Japanese-American gets high school diploma 60 years after camp
OAKLAND, CALIF. ? Akira “Ike” Nakamura took 60 years to graduate from Castlemont High School. And when he did, he got two diplomas: one for 2002, one for 1944.
For 1944 was the year he would have graduated had the U.S. government not sent him along with tens of thousands of other Japanese-Americans into desert internment camps after the attack on Pearl Harbor.
Thursday night, a 75-year-old Nakamura led the processional at Castlemont High and then sat, stage right, in a purple cap and gown.
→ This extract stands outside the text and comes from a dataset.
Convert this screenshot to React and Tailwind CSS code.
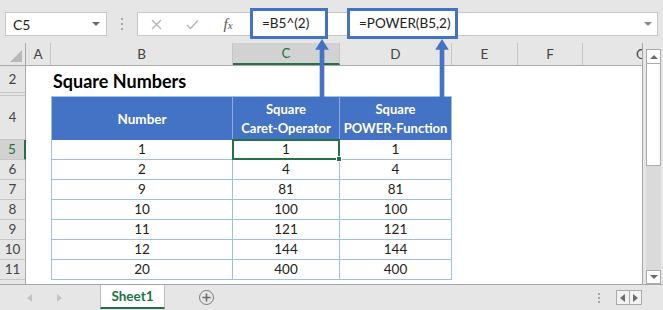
import React from 'react';

// columns of the sheet, widths in px
const COLS = [
  { k: 'A', w: 'w-[25px]' },
  { k: 'B', w: 'w-[182px]' },
  { k: 'C', w: 'w-[107px]' },
  { k: 'D', w: 'w-[112px]' },
  { k: 'E', w: 'w-[66px]' },
  { k: 'F', w: 'w-[65px]' },
  { k: 'G', w: 'w-[117px]' },
];

const DATA = [
  [1, 1, 1],
  [2, 4, 4],
  [9, 81, 81],
  [10, 100, 100],
  [11, 121, 121],
  [12, 144, 144],
  [20, 400, 400],
];

function RowHead({ n, selected }) {
  return (
    <div
      className={`w-[26px] shrink-0 flex items-center justify-center border-b border-[#c6c6c6] ${
        selected
          ? 'bg-[#d2d2d2] text-[#217346] border-r-2 border-r-[#217346]'
          : 'bg-[#e6e6e6] text-[#444] border-r border-r-[#ababab]'
      }`}
    >
      {n}
    </div>
  );
}

function UpArrow({ className }) {
  return (
    <svg className={className} width="14" height="60" viewBox="0 0 14 60">
      <polygon points="0,11 7,0 14,11" fill="#4472c4" />
      <rect x="4.6" y="10" width="4.8" height="50" fill="#4472c4" />
    </svg>
  );
}

export default function App() {
  return (
    <div className="w-[663px] h-[310px] bg-[#e6e6e6] relative overflow-hidden font-[Lato,'Liberation_Sans',sans-serif] text-[13.5px] text-[#222]">
      {/* formula bar */}
      <div className="h-[43px] flex items-start pt-[12px] px-[5px]">
        <div className="w-[102px] h-[24px] bg-white border border-[#c6c6c6] flex items-center justify-between pl-[7px] pr-[6px]">
          <span className="text-[14px]">C5</span>
          <span className="w-0 h-0 border-x-[4px] border-x-transparent border-t-[4px] border-t-[#6b6b6b]" />
        </div>
        <div className="w-[30px] h-[24px] flex flex-col items-center justify-center gap-[3px]">
          <span className="w-[2px] h-[2px] bg-[#a6a6a6]" />
          <span className="w-[2px] h-[2px] bg-[#a6a6a6]" />
          <span className="w-[2px] h-[2px] bg-[#a6a6a6]" />
        </div>
        <div className="flex-1 h-[24px] bg-white border border-[#c6c6c6] flex items-center">
          <div className="w-[36px] flex justify-center">
            <svg width="11" height="11" viewBox="0 0 11 11">
              <path d="M1 1L10 10M10 1L1 10" stroke="#b3b3b3" strokeWidth="1.3" />
            </svg>
          </div>
          <div className="w-[36px] flex justify-center">
            <svg width="13" height="11" viewBox="0 0 13 11">
              <path d="M1 6L4.5 9.5L12 1.5" stroke="#b3b3b3" strokeWidth="1.4" fill="none" />
            </svg>
          </div>
          <div className="w-[36px] flex justify-center">
            <span className="font-['Liberation_Serif',serif] italic text-[15px] text-[#555] leading-none">
              f<span className="text-[11px]">x</span>
            </span>
          </div>
          <div className="flex-1" />
          <span className="mr-[5px] w-0 h-0 border-x-[4px] border-x-transparent border-t-[4px] border-t-[#8a8a8a]" />
        </div>
      </div>

      {/* sheet area */}
      <div className="h-[241px] flex">
        <div className="w-[643px] shrink-0 overflow-hidden flex flex-col bg-white border-r border-[#a6a6a6]">
          {/* column headers */}
          <div className="h-[23px] shrink-0 flex bg-[#e6e6e6] border-b border-[#ababab] text-[#444]">
            <div className="w-[26px] shrink-0 relative border-r border-[#ababab]">
              <span className="absolute right-[3px] bottom-[3px] w-0 h-0 border-l-[12px] border-l-transparent border-b-[12px] border-b-[#b8b8b8]" />
            </div>
            {COLS.map((c) => (
              <div
                key={c.k}
                className={`${c.w} shrink-0 flex items-center justify-center border-r border-[#c6c6c6] ${
                  c.k === 'C' ? 'bg-[#d2d2d2] text-[#217346] border-b-2 border-b-[#217346]' : ''
                }`}
              >
                {c.k}
              </div>
            ))}
          </div>

          {/* row 2 */}
          <div className="h-[27px] shrink-0 flex">
            <RowHead n={2} />
            <div className="w-[25px] shrink-0" />
            <div className="flex-1 flex items-end pb-[3px] pl-[2px] font-bold text-[18px] text-black leading-none">
              Square Numbers
            </div>
          </div>
          {/* hidden row 3 */}
          <div className="h-[3px] shrink-0 flex">
            <div className="w-[26px] shrink-0 bg-[#e6e6e6] border-r border-[#ababab] border-b border-b-[#c6c6c6]" />
          </div>
          {/* row 4: table header */}
          <div className="h-[44px] shrink-0 flex text-[13px]">
            <RowHead n={4} />
            <div className="w-[25px] shrink-0" />
            <div className="w-[182px] shrink-0 bg-[#4472c4] border-l border-t border-[#9bc2e6] border-r border-r-[#8ea9db] text-white font-bold flex items-center justify-center pt-[2px] text-[13.5px]">
              Number
            </div>
            <div className="w-[107px] shrink-0 bg-[#4472c4] border-t border-[#9bc2e6] border-r border-r-[#8ea9db] text-white font-bold flex flex-col items-center justify-center leading-[19px] pt-[1px]">
              <span>Square</span>
              <span>Caret-Operator</span>
            </div>
            <div className="w-[112px] shrink-0 bg-[#4472c4] border-t border-r border-[#9bc2e6] text-white font-bold flex flex-col items-center justify-center leading-[19px] pt-[1px]">
              <span>Square</span>
              <span>POWER-Function</span>
            </div>
          </div>
          {/* rows 5-11 */}
          {DATA.map((r, i) => (
            <div key={i} className="h-[20px] shrink-0 flex">
              <RowHead n={i + 5} selected={i === 0} />
              <div className="w-[25px] shrink-0" />
              <div className="w-[182px] shrink-0 border-l border-r border-b border-[#9bc2e6] flex items-center justify-center">
                {r[0]}
              </div>
              <div className="w-[107px] shrink-0 relative border-r border-b border-[#9bc2e6] flex items-center justify-center">
                {r[1]}
                {i === 0 && (
                  <>
                    <span className="absolute -inset-px border-2 border-[#217346] z-10" />
                    <span className="absolute -right-[3px] -bottom-[3px] w-[6px] h-[6px] bg-[#217346] border border-white z-20" />
                  </>
                )}
              </div>
              <div className="w-[112px] shrink-0 border-r border-b border-[#9bc2e6] flex items-center justify-center">
                {r[2]}
              </div>
            </div>
          ))}
          {/* row 12, cut off */}
          <div className="flex-1 flex">
            <div className="w-[26px] shrink-0 bg-[#e6e6e6] border-r border-[#ababab]" />
          </div>
        </div>

        {/* vertical scrollbar */}
        <div className="w-[20px] shrink-0 flex flex-col pl-[3px] pr-[2px] pt-[6px]">
          <div className="h-[15px] bg-white border border-[#ababab] flex items-center justify-center">
            <span className="w-0 h-0 border-x-[4px] border-x-transparent border-b-[4px] border-b-[#6b6b6b]" />
          </div>
          <div className="h-[102px] bg-white border-x border-b border-[#ababab]" />
          <div className="flex-1 bg-[#dadada]" />
          <div className="h-[14px] bg-white border border-[#ababab] flex items-center justify-center">
            <span className="w-0 h-0 border-x-[4px] border-x-transparent border-t-[4px] border-t-[#6b6b6b]" />
          </div>
        </div>
      </div>

      {/* sheet tabs */}
      <div className="h-[26px] flex items-center border-t border-[#a6a6a6]">
        <div className="w-[100px] shrink-0 flex items-center">
          <span className="ml-[27px] w-0 h-0 border-y-[4px] border-y-transparent border-r-[5px] border-r-[#c3c3c3]" />
          <span className="ml-[25px] w-0 h-0 border-y-[4px] border-y-transparent border-l-[5px] border-l-[#c3c3c3]" />
        </div>
        <div className="self-start w-[65px] h-[24px] shrink-0 bg-white border-x border-[#bdbdbd] border-b-2 border-b-[#217346] flex items-center justify-center font-bold text-[#217346]">
          Sheet1
        </div>
        <div className="ml-[34px] w-[15px] h-[15px] rounded-full border-[1.5px] border-[#7b7b7b] flex items-center justify-center">
          <svg width="9" height="9" viewBox="0 0 9 9">
            <path d="M4.5 0.5V8.5M0.5 4.5H8.5" stroke="#6b6b6b" strokeWidth="1.6" />
          </svg>
        </div>
        <div className="ml-auto flex flex-col gap-[2px] mr-[16px]">
          <span className="w-[2px] h-[2px] bg-[#a6a6a6]" />
          <span className="w-[2px] h-[2px] bg-[#a6a6a6]" />
          <span className="w-[2px] h-[2px] bg-[#a6a6a6]" />
        </div>
        <div className="w-[26px] h-[15px] flex border border-[#ababab] bg-[#f2f2f2] mr-[21px]">
          <div className="flex-1 flex items-center justify-center border-r border-[#ababab]">
            <span className="w-0 h-0 border-y-[4px] border-y-transparent border-r-[5px] border-r-[#6b6b6b]" />
          </div>
          <div className="flex-1 flex items-center justify-center">
            <span className="w-0 h-0 border-y-[4px] border-y-transparent border-l-[5px] border-l-[#6b6b6b]" />
          </div>
        </div>
      </div>

      {/* annotations: formula callouts with arrows */}
      <div className="absolute left-[250px] top-[8px] w-[78px] h-[31px] bg-white border-[3px] border-[#4472c4] flex items-center pl-[9px] text-[13.5px]">
        =B5^(2)
      </div>
      <div className="absolute left-[347px] top-[8px] w-[111px] h-[31px] bg-white border-[3px] border-[#4472c4] flex items-center pl-[9px] text-[13.5px]">
        =POWER(B5,2)
      </div>
      <UpArrow className="absolute left-[315px] top-[39px] h-[58px]" />
      <UpArrow className="absolute left-[435px] top-[39px] h-[58px]" />
    </div>
  );
}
It was supposed to be a low-key moment, not listed in the program. Nakamura said he did not expect the teen-agers to grasp the significance.
But once Principal Debbra Lindo explained, “Tonight, we’re going to set it right,” the 205 graduates rose in an ovation of whoops.
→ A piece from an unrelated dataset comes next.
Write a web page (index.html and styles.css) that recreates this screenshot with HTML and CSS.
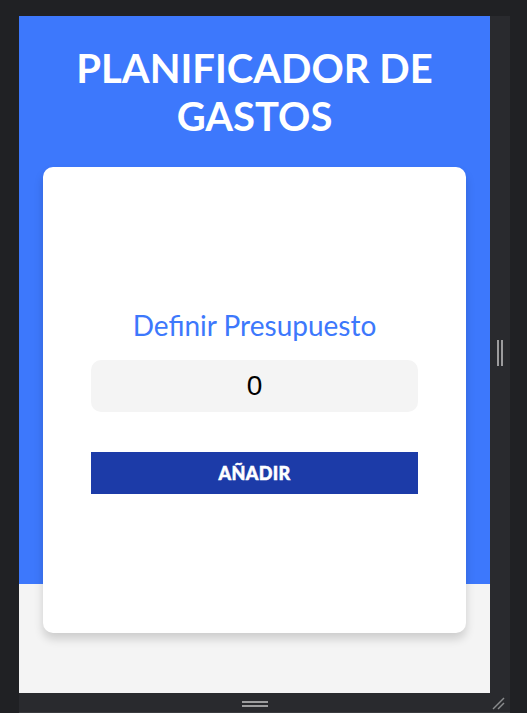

“I thank you very much for this honor,” Nakamura said, with a slight bow. His wife of 53 years, Rurie, was in the audience.
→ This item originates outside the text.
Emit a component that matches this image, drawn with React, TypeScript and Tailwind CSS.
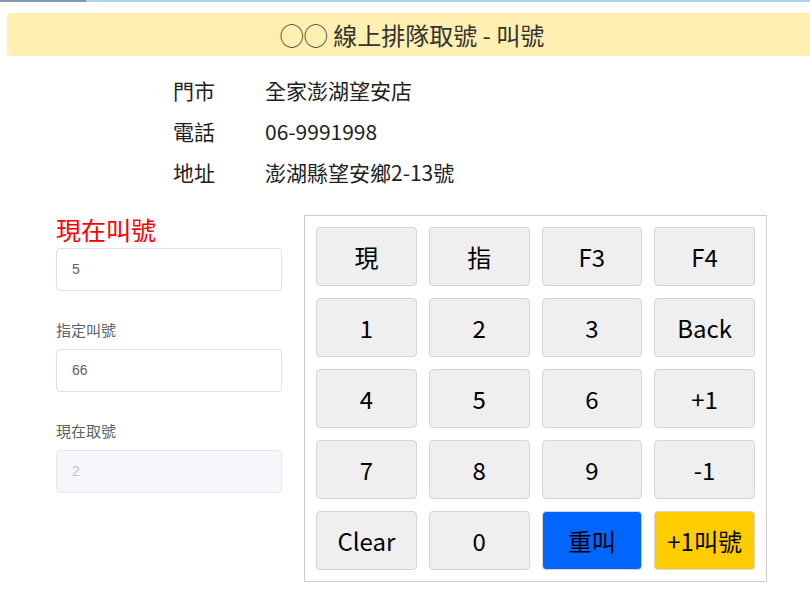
import React from "react";

const keys: { label: string; cls: string }[] = [
  { label: "現", cls: "bg-[#efefef] border-[#d8d4cf]" },
  { label: "指", cls: "bg-[#efefef] border-[#d8d4cf]" },
  { label: "F3", cls: "bg-[#efefef] border-[#d8d4cf]" },
  { label: "F4", cls: "bg-[#efefef] border-[#d8d4cf]" },
  { label: "1", cls: "bg-[#efefef] border-[#d8d4cf]" },
  { label: "2", cls: "bg-[#efefef] border-[#d8d4cf]" },
  { label: "3", cls: "bg-[#efefef] border-[#d8d4cf]" },
  { label: "Back", cls: "bg-[#efefef] border-[#d8d4cf]" },
  { label: "4", cls: "bg-[#efefef] border-[#d8d4cf]" },
  { label: "5", cls: "bg-[#efefef] border-[#d8d4cf]" },
  { label: "6", cls: "bg-[#efefef] border-[#d8d4cf]" },
  { label: "+1", cls: "bg-[#efefef] border-[#d8d4cf]" },
  { label: "7", cls: "bg-[#efefef] border-[#d8d4cf]" },
  { label: "8", cls: "bg-[#efefef] border-[#d8d4cf]" },
  { label: "9", cls: "bg-[#efefef] border-[#d8d4cf]" },
  { label: "-1", cls: "bg-[#efefef] border-[#d8d4cf]" },
  { label: "Clear", cls: "bg-[#efefef] border-[#d8d4cf]" },
  { label: "0", cls: "bg-[#efefef] border-[#d8d4cf]" },
  { label: "重叫", cls: "bg-[#0066ff] border-[#d8d4cf]" },
  { label: "+1叫號", cls: "bg-[#ffcc00] border-[#d8d4cf]" },
];

const info = [
  ["門市", "全家澎湖望安店"],
  ["電話", "06-9991998"],
  ["地址", "澎湖縣望安鄉2-13號"],
];

export default function App() {
  return (
    <div
      className="w-full min-h-[610px] overflow-hidden bg-white"
      style={{ fontFamily: '"Noto Sans CJK TC", "Noto Sans", sans-serif' }}
    >
      <div className="flex h-[2px]">
        <div className="w-[86px] bg-[#7c9aa5]" />
        <div className="flex-1 bg-[#a8d8e8]" />
      </div>
      <div className="mt-[11px] ml-[7px] w-[810px] h-[43px] bg-[#ffefb0] rounded-[4px] flex items-center justify-center text-[24px] text-[#333]">
        ◯◯ 線上排隊取號 - 叫號
      </div>
      <div className="mt-[14px] ml-[173px] flex flex-col">
        {info.map(([k, v]) => (
          <div key={k} className="h-[41px] flex items-center text-[21px] text-[#212121]">
            <div className="w-[92px]">{k}</div>
            <div>{v}</div>
          </div>
        ))}
      </div>
      <div className="mt-[22px] ml-[56px] flex">
        <div className="w-[226px] flex flex-col">
          <div className="h-[33px] leading-[28px] text-[25px] text-[#ff0000]">現在叫號</div>
          <div
            className="h-[43px] border border-[#dcdfe6] rounded-[4px] flex items-center px-[15px] text-[14px] text-[#606266]"
            style={{ fontFamily: '"Liberation Sans", Arial, sans-serif' }}
          >
            5
          </div>
          <div className="mt-[22px] h-[36px] leading-[34px] text-[15px] text-[#606266]">指定叫號</div>
          <div
            className="h-[43px] border border-[#dcdfe6] rounded-[4px] flex items-center px-[15px] text-[14px] text-[#606266]"
            style={{ fontFamily: '"Liberation Sans", Arial, sans-serif' }}
          >
            66
          </div>
          <div className="mt-[22px] h-[36px] leading-[34px] text-[15px] text-[#606266]">現在取號</div>
          <div
            className="h-[43px] border border-[#e4e7ed] bg-[#f5f7fa] rounded-[4px] flex items-center px-[15px] text-[14px] text-[#c0c4cc]"
            style={{ fontFamily: '"Liberation Sans", Arial, sans-serif' }}
          >
            2
          </div>
        </div>
        <div className="ml-[22px] w-[463px] border border-[#cccccc] p-[11px]">
          <div className="grid grid-cols-4 gap-[12px]">
            {keys.map((k) => (
              <button
                key={k.label}
                className={`h-[59px] border rounded-[4px] flex items-center justify-center text-[24px] text-black ${k.cls}`}
              >
                {k.label}
              </button>
            ))}
          </div>
        </div>
      </div>
    </div>
  );
}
They met behind barbed wire at a camp in Utah. More than 100,000 Japanese and Japanese-Americans were deemed a security threat and put in such internment camps during World War II.
Last week, Nakamura learned of an unusual offer in a local English-language newspaper for Japanese-Americans. In part to honor Fred Korematsu, a 1937 Castlemont graduate who unsuccessfully challenged the internment to the Supreme Court, the Oakland school district said it would give a diploma to anyone who had been wrenched from school and sent to a camp.
So far, four men have responded three in Northern California and one in Richmond, Va.
Nakamura was a freshman in 1942 when he and his family had to quit their flower business and pack only what they could carry.
He spent two years in Utah, then was drafted into the U.S. Army as a translator in 1944. Eventually, he returned to the San Francisco Bay area and started a successful realty business that he still helps run.
In Nakamura’s day, most Castlemont students were white. Now they are mostly black and Hispanic, with some Southeast Asians, some of them children of parents who fled the Vietnam War. This year’s valedictory speech was delivered in English and Spanish.